• **Aim of the exercise**: Return only the lines from the top of the data down to the one that holds "import React from", both included, without any pictures.
>>>>
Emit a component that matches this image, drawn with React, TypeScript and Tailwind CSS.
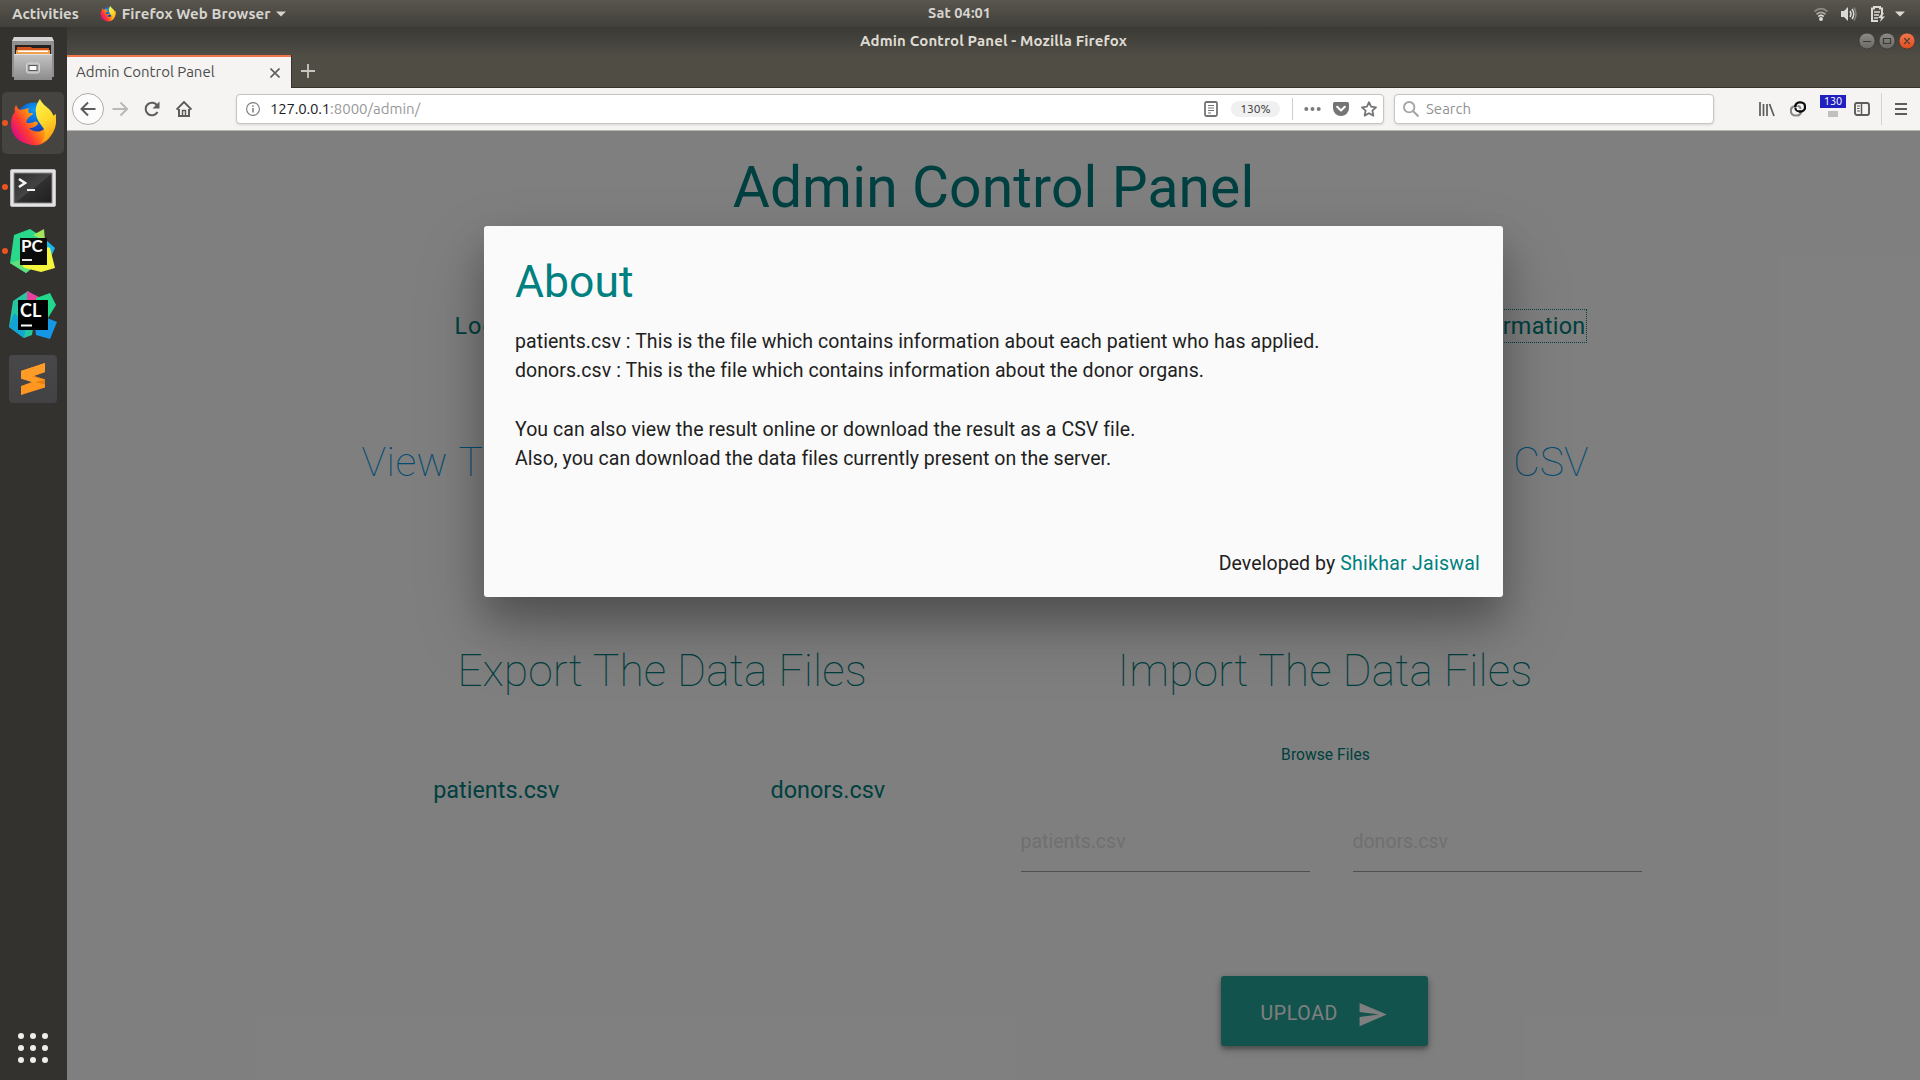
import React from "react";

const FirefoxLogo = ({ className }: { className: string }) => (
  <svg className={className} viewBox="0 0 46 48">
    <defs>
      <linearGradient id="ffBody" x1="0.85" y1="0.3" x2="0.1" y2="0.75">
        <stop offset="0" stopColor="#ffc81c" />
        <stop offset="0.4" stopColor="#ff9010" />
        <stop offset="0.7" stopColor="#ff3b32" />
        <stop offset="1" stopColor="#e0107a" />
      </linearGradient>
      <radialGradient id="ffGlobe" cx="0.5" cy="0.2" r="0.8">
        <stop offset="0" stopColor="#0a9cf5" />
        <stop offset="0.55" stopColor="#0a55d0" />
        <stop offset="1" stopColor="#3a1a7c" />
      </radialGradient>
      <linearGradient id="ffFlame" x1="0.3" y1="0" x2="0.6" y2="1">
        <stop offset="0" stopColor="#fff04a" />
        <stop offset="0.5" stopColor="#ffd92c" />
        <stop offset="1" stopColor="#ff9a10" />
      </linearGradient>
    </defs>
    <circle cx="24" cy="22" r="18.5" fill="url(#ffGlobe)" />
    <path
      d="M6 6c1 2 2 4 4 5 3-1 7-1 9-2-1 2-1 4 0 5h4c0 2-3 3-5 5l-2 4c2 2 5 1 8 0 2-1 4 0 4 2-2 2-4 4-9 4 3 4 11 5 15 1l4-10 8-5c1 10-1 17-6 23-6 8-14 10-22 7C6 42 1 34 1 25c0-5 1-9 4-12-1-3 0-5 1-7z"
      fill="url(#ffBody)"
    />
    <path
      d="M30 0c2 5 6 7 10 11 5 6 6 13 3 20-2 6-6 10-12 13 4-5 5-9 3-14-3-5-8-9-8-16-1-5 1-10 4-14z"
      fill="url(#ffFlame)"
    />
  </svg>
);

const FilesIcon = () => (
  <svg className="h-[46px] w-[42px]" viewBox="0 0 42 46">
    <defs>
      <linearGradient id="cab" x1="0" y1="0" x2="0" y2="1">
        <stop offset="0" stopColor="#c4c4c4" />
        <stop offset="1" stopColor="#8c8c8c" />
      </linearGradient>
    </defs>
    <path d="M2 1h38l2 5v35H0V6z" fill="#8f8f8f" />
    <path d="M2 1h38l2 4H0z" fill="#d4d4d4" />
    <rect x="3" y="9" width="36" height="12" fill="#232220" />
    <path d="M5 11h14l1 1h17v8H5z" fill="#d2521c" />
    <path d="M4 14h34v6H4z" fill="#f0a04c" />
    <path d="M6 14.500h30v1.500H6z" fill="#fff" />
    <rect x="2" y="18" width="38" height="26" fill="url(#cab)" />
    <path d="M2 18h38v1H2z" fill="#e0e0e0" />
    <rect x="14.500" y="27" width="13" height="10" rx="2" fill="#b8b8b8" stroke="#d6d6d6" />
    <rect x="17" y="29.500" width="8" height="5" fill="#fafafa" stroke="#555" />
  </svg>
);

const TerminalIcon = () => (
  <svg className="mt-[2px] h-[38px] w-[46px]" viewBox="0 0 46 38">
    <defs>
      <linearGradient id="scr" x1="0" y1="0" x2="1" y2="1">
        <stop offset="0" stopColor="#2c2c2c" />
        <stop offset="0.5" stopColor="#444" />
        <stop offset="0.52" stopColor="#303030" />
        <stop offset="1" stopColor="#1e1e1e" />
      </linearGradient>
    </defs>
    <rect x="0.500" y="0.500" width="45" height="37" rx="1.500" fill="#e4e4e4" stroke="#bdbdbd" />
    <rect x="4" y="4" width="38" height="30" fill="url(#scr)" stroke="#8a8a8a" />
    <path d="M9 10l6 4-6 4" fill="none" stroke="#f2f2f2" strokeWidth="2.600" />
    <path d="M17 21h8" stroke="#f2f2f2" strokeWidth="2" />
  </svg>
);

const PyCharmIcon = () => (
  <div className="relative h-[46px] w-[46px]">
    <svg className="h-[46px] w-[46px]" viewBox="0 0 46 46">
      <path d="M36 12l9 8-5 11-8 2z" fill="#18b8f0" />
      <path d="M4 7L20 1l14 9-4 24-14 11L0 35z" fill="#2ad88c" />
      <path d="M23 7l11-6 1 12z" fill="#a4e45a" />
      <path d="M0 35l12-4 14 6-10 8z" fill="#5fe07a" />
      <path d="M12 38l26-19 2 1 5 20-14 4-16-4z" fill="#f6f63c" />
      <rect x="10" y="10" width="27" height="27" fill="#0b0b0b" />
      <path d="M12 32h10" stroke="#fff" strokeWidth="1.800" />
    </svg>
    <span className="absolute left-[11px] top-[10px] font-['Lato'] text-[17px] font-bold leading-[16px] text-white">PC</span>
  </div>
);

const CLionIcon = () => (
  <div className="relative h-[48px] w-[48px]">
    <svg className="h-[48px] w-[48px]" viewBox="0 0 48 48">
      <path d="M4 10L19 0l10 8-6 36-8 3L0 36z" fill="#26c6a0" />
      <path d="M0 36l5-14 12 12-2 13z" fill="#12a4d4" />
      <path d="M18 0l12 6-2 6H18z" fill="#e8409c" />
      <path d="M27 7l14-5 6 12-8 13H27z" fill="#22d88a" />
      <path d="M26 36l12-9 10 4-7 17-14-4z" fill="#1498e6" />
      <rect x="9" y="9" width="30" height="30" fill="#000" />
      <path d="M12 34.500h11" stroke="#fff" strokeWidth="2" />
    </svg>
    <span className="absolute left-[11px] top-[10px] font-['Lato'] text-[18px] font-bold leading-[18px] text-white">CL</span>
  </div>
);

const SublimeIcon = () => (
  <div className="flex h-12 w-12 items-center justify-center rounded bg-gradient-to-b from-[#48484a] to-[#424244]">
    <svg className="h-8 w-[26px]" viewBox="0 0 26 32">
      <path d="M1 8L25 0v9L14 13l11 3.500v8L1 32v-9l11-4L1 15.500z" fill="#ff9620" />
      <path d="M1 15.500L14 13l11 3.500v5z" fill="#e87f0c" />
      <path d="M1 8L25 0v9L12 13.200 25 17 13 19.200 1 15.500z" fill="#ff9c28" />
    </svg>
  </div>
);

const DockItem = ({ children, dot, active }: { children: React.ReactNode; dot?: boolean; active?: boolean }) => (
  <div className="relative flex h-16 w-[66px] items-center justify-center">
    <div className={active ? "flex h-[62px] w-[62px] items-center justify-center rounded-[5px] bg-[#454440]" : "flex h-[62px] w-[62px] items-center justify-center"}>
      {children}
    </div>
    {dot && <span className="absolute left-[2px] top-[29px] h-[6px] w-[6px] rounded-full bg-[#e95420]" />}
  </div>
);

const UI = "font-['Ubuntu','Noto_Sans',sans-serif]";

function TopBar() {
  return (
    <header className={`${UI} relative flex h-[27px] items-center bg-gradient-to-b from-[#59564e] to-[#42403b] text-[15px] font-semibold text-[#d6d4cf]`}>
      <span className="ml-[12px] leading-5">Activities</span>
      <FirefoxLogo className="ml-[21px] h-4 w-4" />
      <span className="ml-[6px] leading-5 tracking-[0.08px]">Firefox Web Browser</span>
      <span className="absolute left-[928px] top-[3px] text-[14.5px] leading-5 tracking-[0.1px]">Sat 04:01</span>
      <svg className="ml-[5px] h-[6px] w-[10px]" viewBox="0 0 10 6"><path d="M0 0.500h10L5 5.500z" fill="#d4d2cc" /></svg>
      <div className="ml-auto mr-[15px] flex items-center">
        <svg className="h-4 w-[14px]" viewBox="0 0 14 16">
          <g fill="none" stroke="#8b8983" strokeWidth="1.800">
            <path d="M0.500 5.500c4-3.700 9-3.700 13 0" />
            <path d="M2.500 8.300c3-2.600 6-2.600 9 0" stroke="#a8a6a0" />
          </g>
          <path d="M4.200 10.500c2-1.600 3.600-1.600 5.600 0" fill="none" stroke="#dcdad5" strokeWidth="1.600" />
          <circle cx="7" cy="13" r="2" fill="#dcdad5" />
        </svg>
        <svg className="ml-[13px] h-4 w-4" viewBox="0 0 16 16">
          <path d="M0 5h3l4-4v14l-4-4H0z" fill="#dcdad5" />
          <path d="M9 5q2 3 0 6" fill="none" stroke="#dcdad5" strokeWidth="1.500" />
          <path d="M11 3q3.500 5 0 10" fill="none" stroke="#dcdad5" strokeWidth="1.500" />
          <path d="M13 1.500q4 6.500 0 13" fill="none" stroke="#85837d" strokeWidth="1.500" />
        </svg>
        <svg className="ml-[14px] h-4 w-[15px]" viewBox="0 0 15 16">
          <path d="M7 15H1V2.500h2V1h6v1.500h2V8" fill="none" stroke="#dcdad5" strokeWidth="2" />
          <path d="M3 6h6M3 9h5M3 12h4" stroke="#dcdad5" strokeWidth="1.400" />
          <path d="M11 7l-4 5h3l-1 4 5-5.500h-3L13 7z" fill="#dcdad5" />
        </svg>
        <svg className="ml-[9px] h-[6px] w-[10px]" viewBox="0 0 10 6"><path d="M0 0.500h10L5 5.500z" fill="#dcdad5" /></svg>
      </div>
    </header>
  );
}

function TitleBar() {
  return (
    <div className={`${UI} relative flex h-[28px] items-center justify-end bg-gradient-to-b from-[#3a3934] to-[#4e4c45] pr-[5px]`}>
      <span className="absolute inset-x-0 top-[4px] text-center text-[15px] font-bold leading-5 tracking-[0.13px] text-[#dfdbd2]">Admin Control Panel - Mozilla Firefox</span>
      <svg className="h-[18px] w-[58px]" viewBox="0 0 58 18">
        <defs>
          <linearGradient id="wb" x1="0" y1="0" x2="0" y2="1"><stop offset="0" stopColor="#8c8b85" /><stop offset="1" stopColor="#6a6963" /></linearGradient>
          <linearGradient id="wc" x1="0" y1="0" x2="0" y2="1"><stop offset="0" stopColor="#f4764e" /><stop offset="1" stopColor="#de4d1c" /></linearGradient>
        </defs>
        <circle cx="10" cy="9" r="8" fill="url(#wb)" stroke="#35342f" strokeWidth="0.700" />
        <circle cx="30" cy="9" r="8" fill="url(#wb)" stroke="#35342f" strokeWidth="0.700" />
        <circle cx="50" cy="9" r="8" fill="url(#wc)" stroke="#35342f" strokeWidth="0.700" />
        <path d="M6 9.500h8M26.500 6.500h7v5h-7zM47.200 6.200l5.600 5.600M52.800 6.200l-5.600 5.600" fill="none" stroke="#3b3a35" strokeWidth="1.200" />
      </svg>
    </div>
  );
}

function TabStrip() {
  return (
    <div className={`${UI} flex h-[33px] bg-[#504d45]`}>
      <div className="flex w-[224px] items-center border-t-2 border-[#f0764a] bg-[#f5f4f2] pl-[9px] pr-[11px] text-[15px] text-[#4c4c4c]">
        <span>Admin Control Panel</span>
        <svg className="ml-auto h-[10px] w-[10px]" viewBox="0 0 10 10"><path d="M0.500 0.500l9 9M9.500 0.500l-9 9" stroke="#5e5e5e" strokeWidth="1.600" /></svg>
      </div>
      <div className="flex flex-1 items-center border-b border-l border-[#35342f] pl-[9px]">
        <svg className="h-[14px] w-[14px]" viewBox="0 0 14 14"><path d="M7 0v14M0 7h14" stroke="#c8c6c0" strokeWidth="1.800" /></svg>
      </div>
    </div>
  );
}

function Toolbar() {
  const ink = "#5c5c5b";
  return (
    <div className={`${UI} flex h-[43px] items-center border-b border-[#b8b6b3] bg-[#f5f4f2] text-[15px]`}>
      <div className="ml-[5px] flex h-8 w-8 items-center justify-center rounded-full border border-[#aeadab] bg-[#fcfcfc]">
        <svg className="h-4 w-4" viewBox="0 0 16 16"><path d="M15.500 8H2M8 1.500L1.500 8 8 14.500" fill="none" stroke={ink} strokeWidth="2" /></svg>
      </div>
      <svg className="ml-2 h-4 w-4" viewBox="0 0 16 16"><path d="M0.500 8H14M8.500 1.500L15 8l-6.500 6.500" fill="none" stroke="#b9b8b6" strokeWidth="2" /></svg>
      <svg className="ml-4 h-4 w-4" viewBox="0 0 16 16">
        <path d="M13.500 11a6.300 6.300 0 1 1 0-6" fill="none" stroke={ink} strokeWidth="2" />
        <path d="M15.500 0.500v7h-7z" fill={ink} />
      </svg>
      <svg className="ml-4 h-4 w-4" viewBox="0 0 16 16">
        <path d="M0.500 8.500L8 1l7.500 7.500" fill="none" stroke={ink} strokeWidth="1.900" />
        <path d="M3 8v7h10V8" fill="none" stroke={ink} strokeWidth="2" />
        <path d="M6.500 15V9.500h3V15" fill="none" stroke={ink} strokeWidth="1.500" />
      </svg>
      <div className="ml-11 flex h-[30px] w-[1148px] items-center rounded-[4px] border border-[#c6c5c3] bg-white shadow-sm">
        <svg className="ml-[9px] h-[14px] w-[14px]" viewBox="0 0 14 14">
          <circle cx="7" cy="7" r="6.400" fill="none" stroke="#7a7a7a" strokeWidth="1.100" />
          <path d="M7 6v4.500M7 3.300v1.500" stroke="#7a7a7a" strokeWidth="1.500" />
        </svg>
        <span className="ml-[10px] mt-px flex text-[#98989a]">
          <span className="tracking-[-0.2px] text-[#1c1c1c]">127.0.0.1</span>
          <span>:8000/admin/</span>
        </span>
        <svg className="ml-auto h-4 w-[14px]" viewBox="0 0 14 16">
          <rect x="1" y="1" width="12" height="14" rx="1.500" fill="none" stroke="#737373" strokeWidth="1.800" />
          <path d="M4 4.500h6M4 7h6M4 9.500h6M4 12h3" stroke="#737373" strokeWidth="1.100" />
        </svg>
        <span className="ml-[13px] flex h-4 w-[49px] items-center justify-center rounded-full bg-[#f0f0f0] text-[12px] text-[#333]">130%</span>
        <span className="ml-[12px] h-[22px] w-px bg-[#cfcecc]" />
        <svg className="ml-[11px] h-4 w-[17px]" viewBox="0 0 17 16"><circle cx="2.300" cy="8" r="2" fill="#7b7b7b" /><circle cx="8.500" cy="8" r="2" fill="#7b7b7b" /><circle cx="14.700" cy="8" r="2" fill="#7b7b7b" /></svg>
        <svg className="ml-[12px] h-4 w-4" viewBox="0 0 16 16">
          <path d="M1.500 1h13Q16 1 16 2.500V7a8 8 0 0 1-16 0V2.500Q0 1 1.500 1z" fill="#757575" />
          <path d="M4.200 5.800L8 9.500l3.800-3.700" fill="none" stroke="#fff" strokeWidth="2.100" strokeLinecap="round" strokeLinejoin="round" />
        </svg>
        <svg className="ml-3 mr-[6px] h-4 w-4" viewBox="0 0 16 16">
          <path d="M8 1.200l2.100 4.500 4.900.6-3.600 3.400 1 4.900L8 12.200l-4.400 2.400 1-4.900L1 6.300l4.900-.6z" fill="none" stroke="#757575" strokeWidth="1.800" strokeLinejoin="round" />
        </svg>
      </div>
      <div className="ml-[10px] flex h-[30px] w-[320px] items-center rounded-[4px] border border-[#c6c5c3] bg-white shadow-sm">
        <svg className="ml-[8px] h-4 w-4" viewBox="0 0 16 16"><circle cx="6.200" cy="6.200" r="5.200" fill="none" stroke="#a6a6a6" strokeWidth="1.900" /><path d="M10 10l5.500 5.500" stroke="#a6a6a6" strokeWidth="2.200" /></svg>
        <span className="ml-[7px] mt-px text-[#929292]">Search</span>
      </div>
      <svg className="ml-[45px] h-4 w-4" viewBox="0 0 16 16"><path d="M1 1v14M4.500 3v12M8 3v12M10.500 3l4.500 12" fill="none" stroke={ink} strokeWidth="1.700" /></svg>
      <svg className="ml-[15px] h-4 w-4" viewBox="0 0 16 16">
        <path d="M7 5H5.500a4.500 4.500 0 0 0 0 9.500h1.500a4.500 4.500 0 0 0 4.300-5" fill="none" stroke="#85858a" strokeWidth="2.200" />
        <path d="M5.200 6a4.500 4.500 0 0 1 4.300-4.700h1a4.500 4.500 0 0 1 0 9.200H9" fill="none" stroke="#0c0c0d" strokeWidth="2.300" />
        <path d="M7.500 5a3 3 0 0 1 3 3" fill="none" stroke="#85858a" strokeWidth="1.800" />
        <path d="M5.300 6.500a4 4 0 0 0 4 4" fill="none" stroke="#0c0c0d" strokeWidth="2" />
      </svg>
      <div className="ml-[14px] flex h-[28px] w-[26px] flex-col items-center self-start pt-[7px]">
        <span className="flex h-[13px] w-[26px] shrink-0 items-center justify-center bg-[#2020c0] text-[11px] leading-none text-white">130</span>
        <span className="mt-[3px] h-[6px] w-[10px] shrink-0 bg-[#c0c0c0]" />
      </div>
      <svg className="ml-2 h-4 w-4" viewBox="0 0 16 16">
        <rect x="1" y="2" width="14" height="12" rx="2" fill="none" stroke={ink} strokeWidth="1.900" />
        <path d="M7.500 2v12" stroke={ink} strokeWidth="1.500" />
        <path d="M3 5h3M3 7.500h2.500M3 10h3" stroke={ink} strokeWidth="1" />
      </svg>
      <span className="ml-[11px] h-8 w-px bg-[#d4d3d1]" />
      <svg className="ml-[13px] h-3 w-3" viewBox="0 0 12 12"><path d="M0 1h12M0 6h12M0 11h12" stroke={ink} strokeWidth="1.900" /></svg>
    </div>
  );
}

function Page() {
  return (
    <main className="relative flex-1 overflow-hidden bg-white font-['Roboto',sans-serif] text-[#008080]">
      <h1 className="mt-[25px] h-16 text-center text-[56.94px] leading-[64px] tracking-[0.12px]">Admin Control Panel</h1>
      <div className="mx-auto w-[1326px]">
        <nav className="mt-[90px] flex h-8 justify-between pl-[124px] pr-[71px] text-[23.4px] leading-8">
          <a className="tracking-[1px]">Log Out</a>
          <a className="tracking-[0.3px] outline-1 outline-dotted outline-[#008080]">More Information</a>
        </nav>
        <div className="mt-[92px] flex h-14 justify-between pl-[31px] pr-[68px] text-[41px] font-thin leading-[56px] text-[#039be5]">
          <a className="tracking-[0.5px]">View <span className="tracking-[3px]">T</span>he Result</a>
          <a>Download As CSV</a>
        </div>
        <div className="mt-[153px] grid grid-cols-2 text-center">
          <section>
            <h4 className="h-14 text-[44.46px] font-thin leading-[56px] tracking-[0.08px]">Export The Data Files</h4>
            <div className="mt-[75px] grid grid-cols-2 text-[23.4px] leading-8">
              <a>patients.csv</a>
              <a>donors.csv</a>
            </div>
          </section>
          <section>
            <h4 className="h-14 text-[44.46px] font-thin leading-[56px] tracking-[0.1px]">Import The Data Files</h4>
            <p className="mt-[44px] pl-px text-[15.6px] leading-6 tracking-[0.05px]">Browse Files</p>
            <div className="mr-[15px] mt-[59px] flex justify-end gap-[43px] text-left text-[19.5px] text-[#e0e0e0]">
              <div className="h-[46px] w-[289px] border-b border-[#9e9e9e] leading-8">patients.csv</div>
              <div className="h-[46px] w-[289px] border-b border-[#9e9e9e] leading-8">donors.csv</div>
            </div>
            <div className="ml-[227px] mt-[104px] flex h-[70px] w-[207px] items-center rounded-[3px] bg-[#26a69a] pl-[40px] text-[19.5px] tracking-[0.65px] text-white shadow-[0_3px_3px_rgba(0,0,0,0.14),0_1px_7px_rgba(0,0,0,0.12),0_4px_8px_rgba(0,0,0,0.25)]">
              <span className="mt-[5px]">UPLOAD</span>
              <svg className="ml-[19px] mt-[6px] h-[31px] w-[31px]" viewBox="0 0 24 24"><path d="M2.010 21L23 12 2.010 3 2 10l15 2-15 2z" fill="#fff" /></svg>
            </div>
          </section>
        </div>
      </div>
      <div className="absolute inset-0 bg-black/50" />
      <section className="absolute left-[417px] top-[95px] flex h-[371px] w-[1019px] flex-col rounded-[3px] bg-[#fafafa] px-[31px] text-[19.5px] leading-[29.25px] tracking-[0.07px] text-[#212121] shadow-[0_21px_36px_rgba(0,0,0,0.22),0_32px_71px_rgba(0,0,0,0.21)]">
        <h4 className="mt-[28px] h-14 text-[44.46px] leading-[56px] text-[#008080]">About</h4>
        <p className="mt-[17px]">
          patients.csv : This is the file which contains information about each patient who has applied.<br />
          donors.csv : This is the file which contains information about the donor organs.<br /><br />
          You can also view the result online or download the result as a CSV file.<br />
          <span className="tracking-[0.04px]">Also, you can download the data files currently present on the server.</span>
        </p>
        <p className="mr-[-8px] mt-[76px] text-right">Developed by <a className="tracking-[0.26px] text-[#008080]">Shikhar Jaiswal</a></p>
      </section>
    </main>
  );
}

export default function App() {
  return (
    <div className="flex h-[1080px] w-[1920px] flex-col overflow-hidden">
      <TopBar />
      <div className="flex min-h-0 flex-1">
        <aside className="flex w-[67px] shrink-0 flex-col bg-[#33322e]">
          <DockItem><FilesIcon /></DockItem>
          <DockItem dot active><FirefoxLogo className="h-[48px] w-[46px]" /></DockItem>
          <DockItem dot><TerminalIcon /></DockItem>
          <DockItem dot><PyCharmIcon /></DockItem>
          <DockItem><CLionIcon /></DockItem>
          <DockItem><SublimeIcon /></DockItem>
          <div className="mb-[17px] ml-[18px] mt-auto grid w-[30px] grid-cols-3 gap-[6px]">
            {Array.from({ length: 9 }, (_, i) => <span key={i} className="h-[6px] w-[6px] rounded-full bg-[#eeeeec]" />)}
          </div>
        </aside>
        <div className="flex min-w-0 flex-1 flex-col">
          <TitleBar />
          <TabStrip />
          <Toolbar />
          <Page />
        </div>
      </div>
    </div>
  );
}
<<<<
• **Finished exercise**:
Emit a component that matches this image, drawn with React, TypeScript and Tailwind CSS.
import React from "react";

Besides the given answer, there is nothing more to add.